*Aim*. Restate the records that follow word for word; no pictures should appear.

*Information supplied*.

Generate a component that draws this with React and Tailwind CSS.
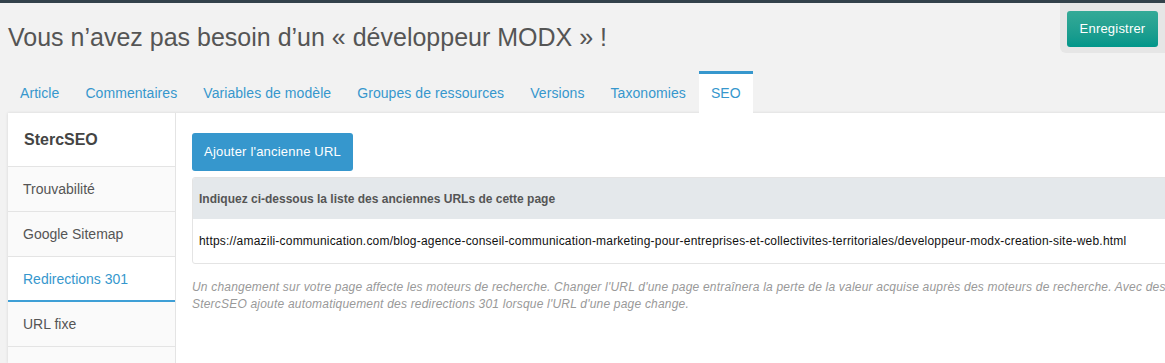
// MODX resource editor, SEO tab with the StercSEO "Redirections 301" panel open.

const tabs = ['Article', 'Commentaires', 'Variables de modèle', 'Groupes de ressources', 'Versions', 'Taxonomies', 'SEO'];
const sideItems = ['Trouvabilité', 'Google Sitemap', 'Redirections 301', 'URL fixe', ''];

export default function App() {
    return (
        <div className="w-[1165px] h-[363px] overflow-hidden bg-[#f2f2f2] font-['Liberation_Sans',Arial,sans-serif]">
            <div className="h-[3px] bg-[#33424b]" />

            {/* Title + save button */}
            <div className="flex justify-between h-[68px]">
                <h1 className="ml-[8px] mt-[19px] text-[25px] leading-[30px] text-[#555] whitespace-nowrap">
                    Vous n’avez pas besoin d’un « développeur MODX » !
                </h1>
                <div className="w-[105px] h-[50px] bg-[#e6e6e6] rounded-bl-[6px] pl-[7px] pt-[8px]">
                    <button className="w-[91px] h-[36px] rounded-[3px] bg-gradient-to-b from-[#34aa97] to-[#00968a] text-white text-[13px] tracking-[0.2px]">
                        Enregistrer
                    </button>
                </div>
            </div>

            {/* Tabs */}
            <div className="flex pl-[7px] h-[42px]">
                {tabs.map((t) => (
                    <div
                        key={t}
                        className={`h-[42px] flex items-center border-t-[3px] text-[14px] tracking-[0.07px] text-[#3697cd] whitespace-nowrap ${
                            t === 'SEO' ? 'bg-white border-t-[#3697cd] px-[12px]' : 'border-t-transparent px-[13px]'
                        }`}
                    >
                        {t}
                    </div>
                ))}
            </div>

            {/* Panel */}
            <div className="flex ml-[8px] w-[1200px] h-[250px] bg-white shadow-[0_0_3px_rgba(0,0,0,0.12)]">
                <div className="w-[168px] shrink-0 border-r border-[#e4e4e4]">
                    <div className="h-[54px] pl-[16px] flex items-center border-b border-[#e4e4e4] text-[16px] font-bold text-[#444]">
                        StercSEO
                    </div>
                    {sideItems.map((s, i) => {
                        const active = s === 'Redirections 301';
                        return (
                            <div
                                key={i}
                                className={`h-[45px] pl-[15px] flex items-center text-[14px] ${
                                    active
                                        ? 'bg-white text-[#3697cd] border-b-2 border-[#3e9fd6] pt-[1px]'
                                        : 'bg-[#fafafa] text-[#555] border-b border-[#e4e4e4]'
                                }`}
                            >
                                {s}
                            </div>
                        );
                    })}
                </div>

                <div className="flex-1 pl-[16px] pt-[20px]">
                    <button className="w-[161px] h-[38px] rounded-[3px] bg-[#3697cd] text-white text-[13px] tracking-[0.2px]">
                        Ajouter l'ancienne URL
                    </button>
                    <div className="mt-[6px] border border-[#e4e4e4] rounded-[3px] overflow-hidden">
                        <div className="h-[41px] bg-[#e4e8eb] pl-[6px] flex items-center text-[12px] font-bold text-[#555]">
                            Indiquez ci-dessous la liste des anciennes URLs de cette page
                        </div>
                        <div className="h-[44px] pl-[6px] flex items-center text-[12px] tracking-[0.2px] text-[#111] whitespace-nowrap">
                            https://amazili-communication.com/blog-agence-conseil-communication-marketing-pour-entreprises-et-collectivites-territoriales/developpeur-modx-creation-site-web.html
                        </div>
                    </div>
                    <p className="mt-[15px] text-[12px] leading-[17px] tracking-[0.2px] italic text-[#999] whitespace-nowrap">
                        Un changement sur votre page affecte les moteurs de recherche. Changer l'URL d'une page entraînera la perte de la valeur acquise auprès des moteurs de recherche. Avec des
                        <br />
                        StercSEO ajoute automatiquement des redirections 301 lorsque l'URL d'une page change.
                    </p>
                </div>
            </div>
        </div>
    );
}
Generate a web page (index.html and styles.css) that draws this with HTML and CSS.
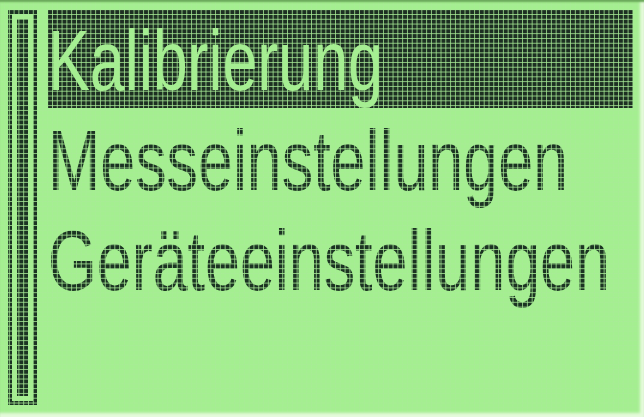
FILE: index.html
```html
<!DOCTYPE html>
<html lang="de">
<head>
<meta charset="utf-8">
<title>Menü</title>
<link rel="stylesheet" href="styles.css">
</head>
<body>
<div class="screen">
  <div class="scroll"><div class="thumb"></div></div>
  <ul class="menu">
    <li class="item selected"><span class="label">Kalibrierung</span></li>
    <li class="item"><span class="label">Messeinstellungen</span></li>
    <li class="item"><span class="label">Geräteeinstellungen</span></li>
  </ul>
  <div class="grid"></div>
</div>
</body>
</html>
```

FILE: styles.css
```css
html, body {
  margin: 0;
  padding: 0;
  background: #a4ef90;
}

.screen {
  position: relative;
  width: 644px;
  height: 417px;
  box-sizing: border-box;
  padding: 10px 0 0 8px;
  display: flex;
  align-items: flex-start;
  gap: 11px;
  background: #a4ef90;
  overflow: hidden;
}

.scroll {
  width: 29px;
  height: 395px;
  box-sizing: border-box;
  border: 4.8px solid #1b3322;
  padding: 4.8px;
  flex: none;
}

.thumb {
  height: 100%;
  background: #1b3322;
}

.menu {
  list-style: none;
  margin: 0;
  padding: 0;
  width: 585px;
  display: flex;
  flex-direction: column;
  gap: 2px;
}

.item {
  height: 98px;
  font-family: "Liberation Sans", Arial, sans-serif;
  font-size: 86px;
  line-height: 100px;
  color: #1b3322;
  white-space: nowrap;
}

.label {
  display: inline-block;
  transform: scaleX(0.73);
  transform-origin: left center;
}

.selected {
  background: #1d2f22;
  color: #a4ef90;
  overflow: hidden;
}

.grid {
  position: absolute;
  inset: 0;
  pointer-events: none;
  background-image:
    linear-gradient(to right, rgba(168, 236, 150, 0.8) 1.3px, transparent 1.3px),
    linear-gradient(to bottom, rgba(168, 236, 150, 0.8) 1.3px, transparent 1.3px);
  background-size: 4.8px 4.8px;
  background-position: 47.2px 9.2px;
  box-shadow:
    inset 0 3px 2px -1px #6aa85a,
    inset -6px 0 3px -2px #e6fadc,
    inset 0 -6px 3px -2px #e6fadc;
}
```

*Completed exercise*.
Generate a component that draws this with React and Tailwind CSS.
// MODX resource editor, SEO tab with the StercSEO "Redirections 301" panel open.

const tabs = ['Article', 'Commentaires', 'Variables de modèle', 'Groupes de ressources', 'Versions', 'Taxonomies', 'SEO'];
const sideItems = ['Trouvabilité', 'Google Sitemap', 'Redirections 301', 'URL fixe', ''];

export default function App() {
    return (
        <div className="w-[1165px] h-[363px] overflow-hidden bg-[#f2f2f2] font-['Liberation_Sans',Arial,sans-serif]">
            <div className="h-[3px] bg-[#33424b]" />

            {/* Title + save button */}
            <div className="flex justify-between h-[68px]">
                <h1 className="ml-[8px] mt-[19px] text-[25px] leading-[30px] text-[#555] whitespace-nowrap">
                    Vous n’avez pas besoin d’un « développeur MODX » !
                </h1>
                <div className="w-[105px] h-[50px] bg-[#e6e6e6] rounded-bl-[6px] pl-[7px] pt-[8px]">
                    <button className="w-[91px] h-[36px] rounded-[3px] bg-gradient-to-b from-[#34aa97] to-[#00968a] text-white text-[13px] tracking-[0.2px]">
                        Enregistrer
                    </button>
                </div>
            </div>

            {/* Tabs */}
            <div className="flex pl-[7px] h-[42px]">
                {tabs.map((t) => (
                    <div
                        key={t}
                        className={`h-[42px] flex items-center border-t-[3px] text-[14px] tracking-[0.07px] text-[#3697cd] whitespace-nowrap ${
                            t === 'SEO' ? 'bg-white border-t-[#3697cd] px-[12px]' : 'border-t-transparent px-[13px]'
                        }`}
                    >
                        {t}
                    </div>
                ))}
            </div>

            {/* Panel */}
            <div className="flex ml-[8px] w-[1200px] h-[250px] bg-white shadow-[0_0_3px_rgba(0,0,0,0.12)]">
                <div className="w-[168px] shrink-0 border-r border-[#e4e4e4]">
                    <div className="h-[54px] pl-[16px] flex items-center border-b border-[#e4e4e4] text-[16px] font-bold text-[#444]">
                        StercSEO
                    </div>
                    {sideItems.map((s, i) => {
                        const active = s === 'Redirections 301';
                        return (
                            <div
                                key={i}
                                className={`h-[45px] pl-[15px] flex items-center text-[14px] ${
                                    active
                                        ? 'bg-white text-[#3697cd] border-b-2 border-[#3e9fd6] pt-[1px]'
                                        : 'bg-[#fafafa] text-[#555] border-b border-[#e4e4e4]'
                                }`}
                            >
                                {s}
                            </div>
                        );
                    })}
                </div>

                <div className="flex-1 pl-[16px] pt-[20px]">
                    <button className="w-[161px] h-[38px] rounded-[3px] bg-[#3697cd] text-white text-[13px] tracking-[0.2px]">
                        Ajouter l'ancienne URL
                    </button>
                    <div className="mt-[6px] border border-[#e4e4e4] rounded-[3px] overflow-hidden">
                        <div className="h-[41px] bg-[#e4e8eb] pl-[6px] flex items-center text-[12px] font-bold text-[#555]">
                            Indiquez ci-dessous la liste des anciennes URLs de cette page
                        </div>
                        <div className="h-[44px] pl-[6px] flex items-center text-[12px] tracking-[0.2px] text-[#111] whitespace-nowrap">
                            https://amazili-communication.com/blog-agence-conseil-communication-marketing-pour-entreprises-et-collectivites-territoriales/developpeur-modx-creation-site-web.html
                        </div>
                    </div>
                    <p className="mt-[15px] text-[12px] leading-[17px] tracking-[0.2px] italic text-[#999] whitespace-nowrap">
                        Un changement sur votre page affecte les moteurs de recherche. Changer l'URL d'une page entraînera la perte de la valeur acquise auprès des moteurs de recherche. Avec des
                        <br />
                        StercSEO ajoute automatiquement des redirections 301 lorsque l'URL d'une page change.
                    </p>
                </div>
            </div>
        </div>
    );
}
Generate a web page (index.html and styles.css) that draws this with HTML and CSS.
FILE: index.html
```html
<!DOCTYPE html>
<html lang="de">
<head>
<meta charset="utf-8">
<title>Menü</title>
<link rel="stylesheet" href="styles.css">
</head>
<body>
<div class="screen">
  <div class="scroll"><div class="thumb"></div></div>
  <ul class="menu">
    <li class="item selected"><span class="label">Kalibrierung</span></li>
    <li class="item"><span class="label">Messeinstellungen</span></li>
    <li class="item"><span class="label">Geräteeinstellungen</span></li>
  </ul>
  <div class="grid"></div>
</div>
</body>
</html>
```

FILE: styles.css
```css
html, body {
  margin: 0;
  padding: 0;
  background: #a4ef90;
}

.screen {
  position: relative;
  width: 644px;
  height: 417px;
  box-sizing: border-box;
  padding: 10px 0 0 8px;
  display: flex;
  align-items: flex-start;
  gap: 11px;
  background: #a4ef90;
  overflow: hidden;
}

.scroll {
  width: 29px;
  height: 395px;
  box-sizing: border-box;
  border: 4.8px solid #1b3322;
  padding: 4.8px;
  flex: none;
}

.thumb {
  height: 100%;
  background: #1b3322;
}

.menu {
  list-style: none;
  margin: 0;
  padding: 0;
  width: 585px;
  display: flex;
  flex-direction: column;
  gap: 2px;
}

.item {
  height: 98px;
  font-family: "Liberation Sans", Arial, sans-serif;
  font-size: 86px;
  line-height: 100px;
  color: #1b3322;
  white-space: nowrap;
}

.label {
  display: inline-block;
  transform: scaleX(0.73);
  transform-origin: left center;
}

.selected {
  background: #1d2f22;
  color: #a4ef90;
  overflow: hidden;
}

.grid {
  position: absolute;
  inset: 0;
  pointer-events: none;
  background-image:
    linear-gradient(to right, rgba(168, 236, 150, 0.8) 1.3px, transparent 1.3px),
    linear-gradient(to bottom, rgba(168, 236, 150, 0.8) 1.3px, transparent 1.3px);
  background-size: 4.8px 4.8px;
  background-position: 47.2px 9.2px;
  box-shadow:
    inset 0 3px 2px -1px #6aa85a,
    inset -6px 0 3px -2px #e6fadc,
    inset 0 -6px 3px -2px #e6fadc;
}
```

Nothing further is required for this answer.